** Begin AVAILABLE RECORDS **
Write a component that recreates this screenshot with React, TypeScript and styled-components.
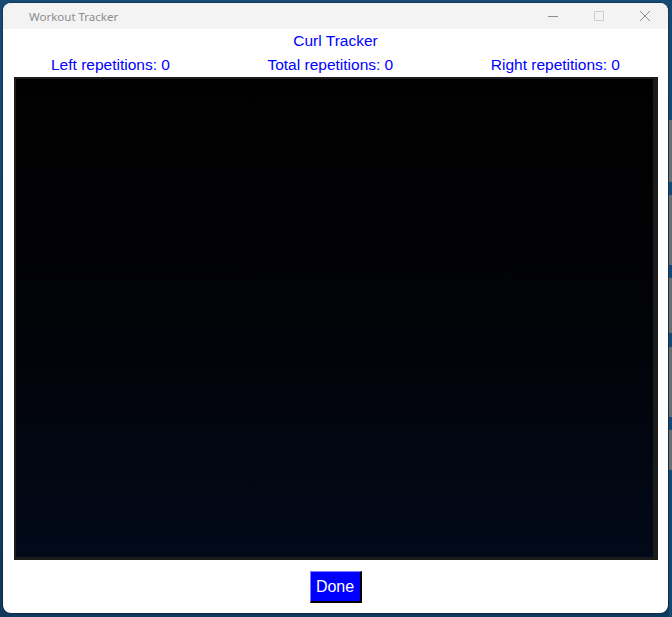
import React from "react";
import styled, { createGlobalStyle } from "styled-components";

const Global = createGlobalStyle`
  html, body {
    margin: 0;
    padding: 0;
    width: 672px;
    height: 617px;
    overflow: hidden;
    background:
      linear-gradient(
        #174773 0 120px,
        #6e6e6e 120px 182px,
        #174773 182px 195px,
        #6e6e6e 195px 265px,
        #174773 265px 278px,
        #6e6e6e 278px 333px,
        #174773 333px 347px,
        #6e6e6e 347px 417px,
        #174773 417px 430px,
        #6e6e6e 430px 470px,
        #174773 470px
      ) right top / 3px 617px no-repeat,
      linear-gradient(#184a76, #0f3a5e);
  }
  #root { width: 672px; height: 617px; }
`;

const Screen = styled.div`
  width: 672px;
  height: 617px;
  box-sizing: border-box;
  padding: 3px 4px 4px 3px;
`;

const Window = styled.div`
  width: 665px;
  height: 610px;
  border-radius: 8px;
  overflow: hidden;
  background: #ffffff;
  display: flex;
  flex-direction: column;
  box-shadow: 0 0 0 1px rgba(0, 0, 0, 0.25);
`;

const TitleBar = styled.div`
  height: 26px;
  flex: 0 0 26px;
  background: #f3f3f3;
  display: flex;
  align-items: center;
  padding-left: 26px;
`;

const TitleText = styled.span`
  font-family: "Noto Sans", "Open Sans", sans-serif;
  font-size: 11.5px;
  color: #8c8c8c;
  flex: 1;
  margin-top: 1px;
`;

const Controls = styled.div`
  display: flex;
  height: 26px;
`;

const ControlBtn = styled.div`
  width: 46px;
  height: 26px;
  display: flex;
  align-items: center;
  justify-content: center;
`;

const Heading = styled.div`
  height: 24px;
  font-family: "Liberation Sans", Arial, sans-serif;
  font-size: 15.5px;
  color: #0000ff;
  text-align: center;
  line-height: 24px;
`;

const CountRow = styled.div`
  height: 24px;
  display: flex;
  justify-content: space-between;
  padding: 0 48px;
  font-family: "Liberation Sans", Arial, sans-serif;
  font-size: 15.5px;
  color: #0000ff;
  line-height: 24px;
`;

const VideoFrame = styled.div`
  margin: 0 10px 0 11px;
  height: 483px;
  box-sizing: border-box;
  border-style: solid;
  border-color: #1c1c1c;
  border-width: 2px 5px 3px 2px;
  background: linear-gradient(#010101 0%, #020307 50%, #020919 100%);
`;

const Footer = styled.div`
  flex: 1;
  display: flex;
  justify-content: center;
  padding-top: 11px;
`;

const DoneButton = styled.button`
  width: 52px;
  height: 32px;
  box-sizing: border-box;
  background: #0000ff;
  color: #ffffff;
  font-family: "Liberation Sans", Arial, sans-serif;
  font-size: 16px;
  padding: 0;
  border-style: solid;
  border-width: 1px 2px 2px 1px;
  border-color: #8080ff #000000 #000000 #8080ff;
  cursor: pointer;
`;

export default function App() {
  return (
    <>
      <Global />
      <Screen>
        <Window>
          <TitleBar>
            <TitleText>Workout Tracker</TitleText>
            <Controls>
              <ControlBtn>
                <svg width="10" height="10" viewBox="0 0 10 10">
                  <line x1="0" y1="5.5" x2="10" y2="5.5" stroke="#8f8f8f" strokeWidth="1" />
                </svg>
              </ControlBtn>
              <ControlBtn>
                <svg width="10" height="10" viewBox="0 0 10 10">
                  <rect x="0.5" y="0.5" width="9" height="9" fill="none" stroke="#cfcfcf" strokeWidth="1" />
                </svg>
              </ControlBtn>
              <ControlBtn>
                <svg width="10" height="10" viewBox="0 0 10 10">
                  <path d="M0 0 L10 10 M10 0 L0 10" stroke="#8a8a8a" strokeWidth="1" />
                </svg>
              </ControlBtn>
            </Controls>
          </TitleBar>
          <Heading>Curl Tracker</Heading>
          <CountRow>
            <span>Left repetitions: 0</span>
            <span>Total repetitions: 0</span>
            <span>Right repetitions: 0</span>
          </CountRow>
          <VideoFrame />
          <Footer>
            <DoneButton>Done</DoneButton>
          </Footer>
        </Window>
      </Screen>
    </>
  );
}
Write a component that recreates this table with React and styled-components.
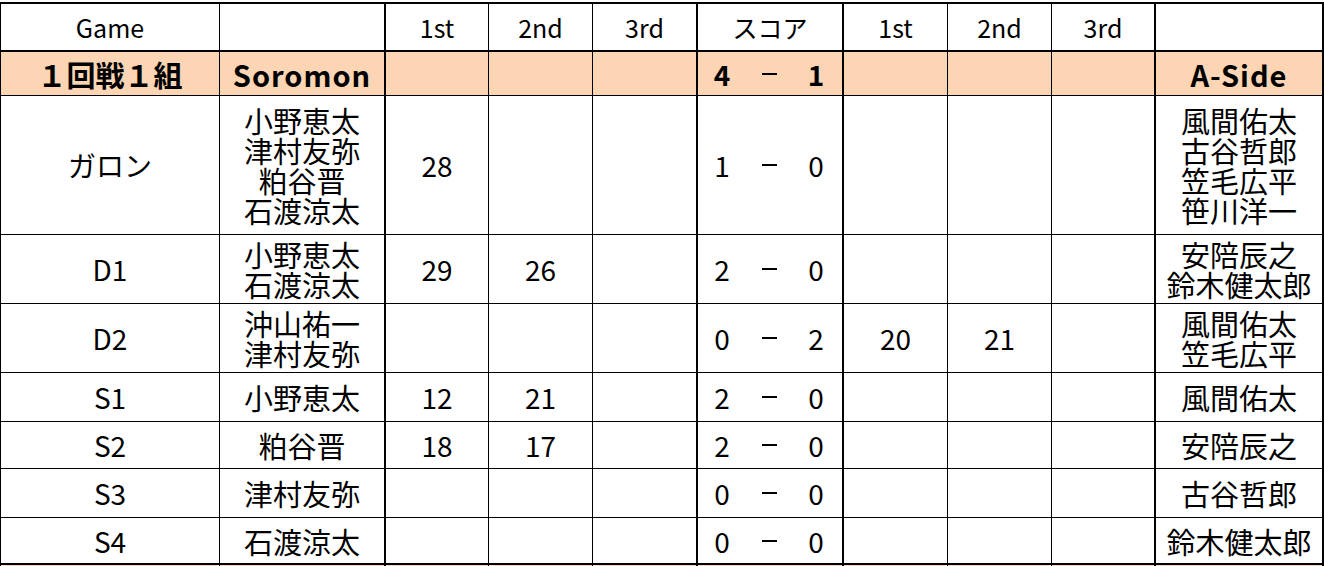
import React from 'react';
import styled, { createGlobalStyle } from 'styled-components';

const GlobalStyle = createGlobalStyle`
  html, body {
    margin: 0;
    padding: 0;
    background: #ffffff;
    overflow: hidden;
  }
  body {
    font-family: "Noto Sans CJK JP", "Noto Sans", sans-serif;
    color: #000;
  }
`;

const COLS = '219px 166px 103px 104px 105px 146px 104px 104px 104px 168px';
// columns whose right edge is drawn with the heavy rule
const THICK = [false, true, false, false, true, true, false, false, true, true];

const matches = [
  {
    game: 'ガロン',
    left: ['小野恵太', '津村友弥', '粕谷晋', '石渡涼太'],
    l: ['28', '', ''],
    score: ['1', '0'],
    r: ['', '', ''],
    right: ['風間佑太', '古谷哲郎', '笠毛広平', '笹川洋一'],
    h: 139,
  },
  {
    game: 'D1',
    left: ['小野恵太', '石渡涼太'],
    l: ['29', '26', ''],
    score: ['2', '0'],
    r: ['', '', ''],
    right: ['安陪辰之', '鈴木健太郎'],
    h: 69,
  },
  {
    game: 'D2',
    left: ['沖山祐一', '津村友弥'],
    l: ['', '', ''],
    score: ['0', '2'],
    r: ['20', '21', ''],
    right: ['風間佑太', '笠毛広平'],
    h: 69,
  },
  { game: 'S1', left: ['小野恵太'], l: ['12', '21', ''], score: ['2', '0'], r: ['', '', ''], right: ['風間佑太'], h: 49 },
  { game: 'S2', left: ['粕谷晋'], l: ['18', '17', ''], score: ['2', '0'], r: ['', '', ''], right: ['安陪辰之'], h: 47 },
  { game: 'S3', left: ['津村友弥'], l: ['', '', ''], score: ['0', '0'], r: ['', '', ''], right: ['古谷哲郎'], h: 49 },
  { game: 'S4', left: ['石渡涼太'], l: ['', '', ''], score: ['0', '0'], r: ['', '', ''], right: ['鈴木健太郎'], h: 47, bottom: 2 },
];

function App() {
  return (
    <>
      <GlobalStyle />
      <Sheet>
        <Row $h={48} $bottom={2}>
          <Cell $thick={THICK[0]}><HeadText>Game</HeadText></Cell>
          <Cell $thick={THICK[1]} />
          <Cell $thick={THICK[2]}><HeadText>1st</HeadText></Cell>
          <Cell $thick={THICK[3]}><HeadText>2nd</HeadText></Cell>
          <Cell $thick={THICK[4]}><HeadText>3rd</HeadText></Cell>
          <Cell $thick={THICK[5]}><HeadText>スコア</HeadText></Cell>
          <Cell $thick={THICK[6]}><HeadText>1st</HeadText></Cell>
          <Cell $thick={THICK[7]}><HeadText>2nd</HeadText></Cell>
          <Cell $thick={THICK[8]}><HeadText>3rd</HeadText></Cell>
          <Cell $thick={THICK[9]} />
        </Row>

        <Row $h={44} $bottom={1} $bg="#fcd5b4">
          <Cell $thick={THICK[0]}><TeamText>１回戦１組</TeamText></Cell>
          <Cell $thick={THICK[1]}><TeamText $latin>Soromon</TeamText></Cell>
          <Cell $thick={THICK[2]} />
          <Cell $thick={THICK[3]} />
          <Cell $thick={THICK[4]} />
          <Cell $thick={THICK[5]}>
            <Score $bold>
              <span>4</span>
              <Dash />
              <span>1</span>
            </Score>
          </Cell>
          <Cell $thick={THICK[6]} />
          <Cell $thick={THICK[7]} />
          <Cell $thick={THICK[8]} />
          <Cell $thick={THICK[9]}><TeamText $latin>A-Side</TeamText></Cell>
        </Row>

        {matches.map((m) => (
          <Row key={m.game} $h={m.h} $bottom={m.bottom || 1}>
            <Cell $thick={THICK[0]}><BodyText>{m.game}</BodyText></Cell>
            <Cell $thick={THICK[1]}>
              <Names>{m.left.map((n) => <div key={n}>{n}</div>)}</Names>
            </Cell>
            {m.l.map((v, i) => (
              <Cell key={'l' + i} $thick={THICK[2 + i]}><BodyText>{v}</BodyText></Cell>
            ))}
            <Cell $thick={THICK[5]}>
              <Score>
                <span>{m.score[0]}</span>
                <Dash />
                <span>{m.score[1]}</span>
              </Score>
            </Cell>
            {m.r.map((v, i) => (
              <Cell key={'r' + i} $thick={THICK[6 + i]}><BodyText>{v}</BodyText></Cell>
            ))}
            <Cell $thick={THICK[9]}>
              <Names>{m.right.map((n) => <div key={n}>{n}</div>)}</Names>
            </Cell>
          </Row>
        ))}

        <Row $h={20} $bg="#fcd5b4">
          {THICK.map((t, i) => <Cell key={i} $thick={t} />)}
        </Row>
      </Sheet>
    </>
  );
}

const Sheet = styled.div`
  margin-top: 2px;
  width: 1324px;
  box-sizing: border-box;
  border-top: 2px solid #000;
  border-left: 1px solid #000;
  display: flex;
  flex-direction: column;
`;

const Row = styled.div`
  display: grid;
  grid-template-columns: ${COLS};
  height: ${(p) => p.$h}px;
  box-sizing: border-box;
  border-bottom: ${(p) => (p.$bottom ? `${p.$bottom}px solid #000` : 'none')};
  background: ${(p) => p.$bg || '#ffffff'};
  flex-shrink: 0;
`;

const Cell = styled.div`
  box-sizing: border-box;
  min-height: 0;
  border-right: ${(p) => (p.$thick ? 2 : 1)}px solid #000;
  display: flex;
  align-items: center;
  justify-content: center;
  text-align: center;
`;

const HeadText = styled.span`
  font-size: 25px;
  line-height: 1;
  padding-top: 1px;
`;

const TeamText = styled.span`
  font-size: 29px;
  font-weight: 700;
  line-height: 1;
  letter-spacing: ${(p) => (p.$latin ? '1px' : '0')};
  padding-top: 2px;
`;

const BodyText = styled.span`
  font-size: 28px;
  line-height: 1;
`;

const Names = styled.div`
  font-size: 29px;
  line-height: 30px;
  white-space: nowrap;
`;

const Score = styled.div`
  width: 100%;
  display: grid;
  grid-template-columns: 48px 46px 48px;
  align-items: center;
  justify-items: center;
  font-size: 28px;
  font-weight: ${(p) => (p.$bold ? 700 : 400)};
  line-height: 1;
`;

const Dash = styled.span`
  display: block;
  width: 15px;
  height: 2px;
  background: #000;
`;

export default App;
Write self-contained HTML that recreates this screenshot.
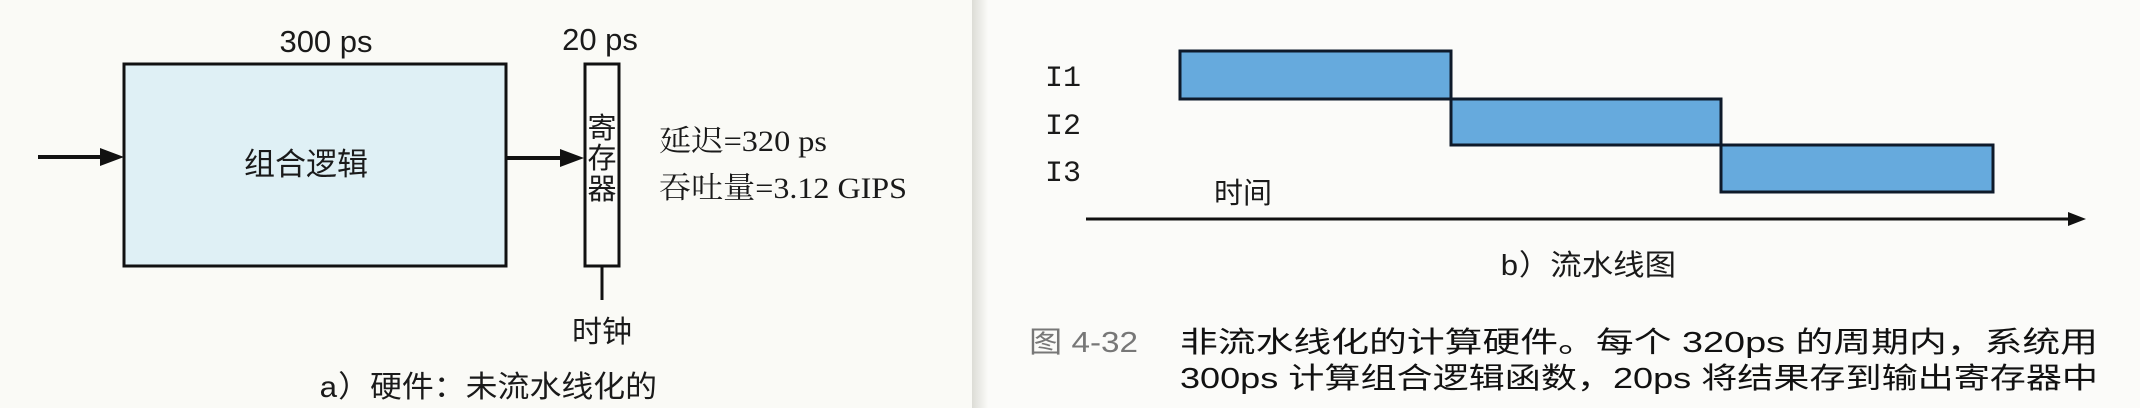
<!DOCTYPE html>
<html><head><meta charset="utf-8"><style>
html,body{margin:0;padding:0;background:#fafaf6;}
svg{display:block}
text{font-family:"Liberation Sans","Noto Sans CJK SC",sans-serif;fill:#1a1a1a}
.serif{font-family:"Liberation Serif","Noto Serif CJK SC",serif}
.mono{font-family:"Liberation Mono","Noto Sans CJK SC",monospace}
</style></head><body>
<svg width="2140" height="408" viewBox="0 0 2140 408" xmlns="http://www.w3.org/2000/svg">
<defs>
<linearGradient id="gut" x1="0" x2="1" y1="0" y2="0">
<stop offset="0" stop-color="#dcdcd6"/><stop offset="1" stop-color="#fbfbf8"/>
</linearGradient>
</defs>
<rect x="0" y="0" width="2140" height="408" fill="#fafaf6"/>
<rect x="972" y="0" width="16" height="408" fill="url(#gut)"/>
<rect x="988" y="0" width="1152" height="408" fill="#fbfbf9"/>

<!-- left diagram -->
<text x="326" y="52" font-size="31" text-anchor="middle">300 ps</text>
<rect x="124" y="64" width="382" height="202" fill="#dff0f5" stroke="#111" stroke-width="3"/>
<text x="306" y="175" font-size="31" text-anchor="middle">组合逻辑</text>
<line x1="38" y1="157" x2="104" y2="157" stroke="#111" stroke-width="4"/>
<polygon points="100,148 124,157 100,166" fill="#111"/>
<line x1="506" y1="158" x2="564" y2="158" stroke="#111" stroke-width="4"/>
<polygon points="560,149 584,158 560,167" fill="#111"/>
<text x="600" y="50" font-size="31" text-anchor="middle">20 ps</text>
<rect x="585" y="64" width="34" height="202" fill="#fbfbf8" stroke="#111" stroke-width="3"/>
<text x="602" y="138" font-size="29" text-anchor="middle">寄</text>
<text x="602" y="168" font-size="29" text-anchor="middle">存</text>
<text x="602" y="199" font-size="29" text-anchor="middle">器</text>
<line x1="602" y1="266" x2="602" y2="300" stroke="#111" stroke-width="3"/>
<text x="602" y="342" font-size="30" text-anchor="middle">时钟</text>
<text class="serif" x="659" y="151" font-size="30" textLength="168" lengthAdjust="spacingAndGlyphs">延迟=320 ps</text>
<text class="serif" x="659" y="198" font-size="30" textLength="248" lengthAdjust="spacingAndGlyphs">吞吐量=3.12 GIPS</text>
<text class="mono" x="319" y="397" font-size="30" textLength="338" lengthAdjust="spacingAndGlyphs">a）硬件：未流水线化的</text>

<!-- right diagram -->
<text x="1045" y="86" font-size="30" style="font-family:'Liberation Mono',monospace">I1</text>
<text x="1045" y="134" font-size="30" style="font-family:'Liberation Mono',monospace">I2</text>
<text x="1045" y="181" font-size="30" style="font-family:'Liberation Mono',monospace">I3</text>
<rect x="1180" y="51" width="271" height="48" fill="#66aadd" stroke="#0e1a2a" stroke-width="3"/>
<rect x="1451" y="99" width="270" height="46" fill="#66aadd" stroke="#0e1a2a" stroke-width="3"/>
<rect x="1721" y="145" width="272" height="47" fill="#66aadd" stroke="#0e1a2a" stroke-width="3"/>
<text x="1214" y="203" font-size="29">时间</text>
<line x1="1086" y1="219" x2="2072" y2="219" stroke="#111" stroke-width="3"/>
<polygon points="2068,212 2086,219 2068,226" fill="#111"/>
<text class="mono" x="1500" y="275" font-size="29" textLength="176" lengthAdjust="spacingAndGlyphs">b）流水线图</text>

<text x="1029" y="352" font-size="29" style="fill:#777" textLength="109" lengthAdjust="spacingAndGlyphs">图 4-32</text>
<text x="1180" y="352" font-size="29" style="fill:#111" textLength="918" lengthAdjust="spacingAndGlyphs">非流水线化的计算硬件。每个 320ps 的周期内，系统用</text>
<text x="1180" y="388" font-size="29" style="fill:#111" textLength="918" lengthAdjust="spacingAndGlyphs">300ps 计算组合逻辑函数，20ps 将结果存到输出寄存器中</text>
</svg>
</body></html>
** End AVAILABLE RECORDS **
## REQUEST
From the listing above, repeat only the lines between the line containing "Write a component that recreates this table" and the line containing "false, true, true];", those two included. Pictures are not part of the copy.

## SOLUTION TO THIS PROBLEM
Write a component that recreates this table with React and styled-components.
import React from 'react';
import styled, { createGlobalStyle } from 'styled-components';

const GlobalStyle = createGlobalStyle`
  html, body {
    margin: 0;
    padding: 0;
    background: #ffffff;
    overflow: hidden;
  }
  body {
    font-family: "Noto Sans CJK JP", "Noto Sans", sans-serif;
    color: #000;
  }
`;

const COLS = '219px 166px 103px 104px 105px 146px 104px 104px 104px 168px';
// columns whose right edge is drawn with the heavy rule
const THICK = [false, true, false, false, true, true, false, false, true, true];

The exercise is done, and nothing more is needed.